On 18 June, the visitors were taken to one of the area’s tourist attractions – the Nansha Yacht Club, the largest of its kind in south China. It is home to 120 yachts and has 352 berths; it involves an investment of 250 million yuan. The Pearl River Delta is the home of a large number of Chinese and foreign yacht builders.

The club aims to promote the culture of sailing and water sports, a new pastime for Chinese people. Each year it organises sailing training courses for young people, to popularise the sport.

In October this year, it will host a four-day Nansha Bay International Boat Show, exhibiting yachts, powerboats and sailboats by domestic and foreign manufacturers. A similar event in 2012 ran for three days and attracted more than 50 exhibitors and over 60 vessels and 15,000 visitors.
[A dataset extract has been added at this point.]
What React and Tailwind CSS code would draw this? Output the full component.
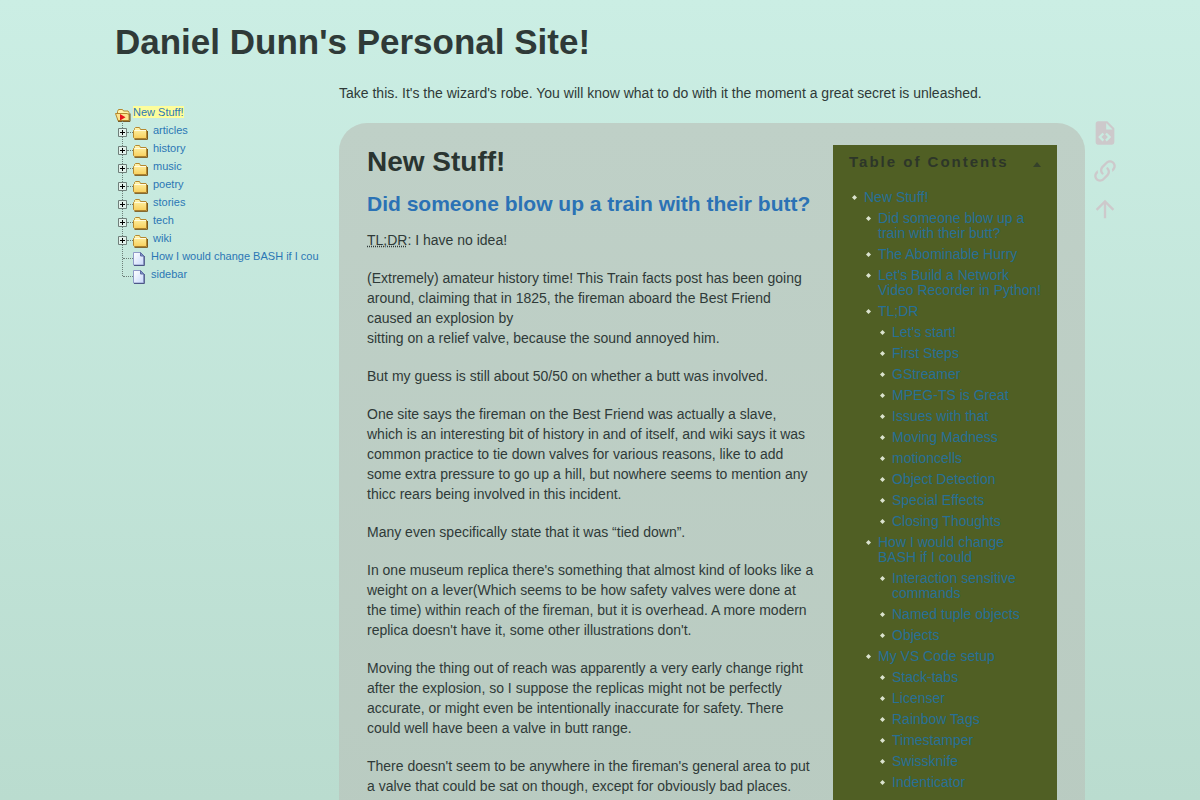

A total of 17 vessels were sold, worth more than 100 million yuan.

This year’s event will include a lifestyle section showing a wide range of high-end products, including private jets, luxury cars, wine, high-end furniture and garments and other luxury goods.

The new area wants to set up a terminal for international cruise ships at the yacht club: it is currently conducting an environmental assessment of the project.

The yacht club is one of many investments in Nansha of the Fok Ying Tung Group, named after the district’s most famous son, whose English name was Henry Fok and who lived from May 1923 to October 2006. He was vice-chairman of the Chinese People’s Political Consultative Conference from March 1993 and one of the most powerful Hong Kong people in the politics of the PRC.

His group is the biggest outside investor in Nansha, where it has been active since 1986. The projects include highways, bridges, passenger and cargo ferry terminals, an information and technology park, a hi-tech development park, a golf club with two 18-hole courses designed by John Jacobs of Britain, tourist projects, a middle school, an education and training centre, a science museum and Nansha World Trade Centre.

Henry Fok visited the area hundreds of times. His son, Ian Fok, chief executive of the group, attended the ceremony on 19 June.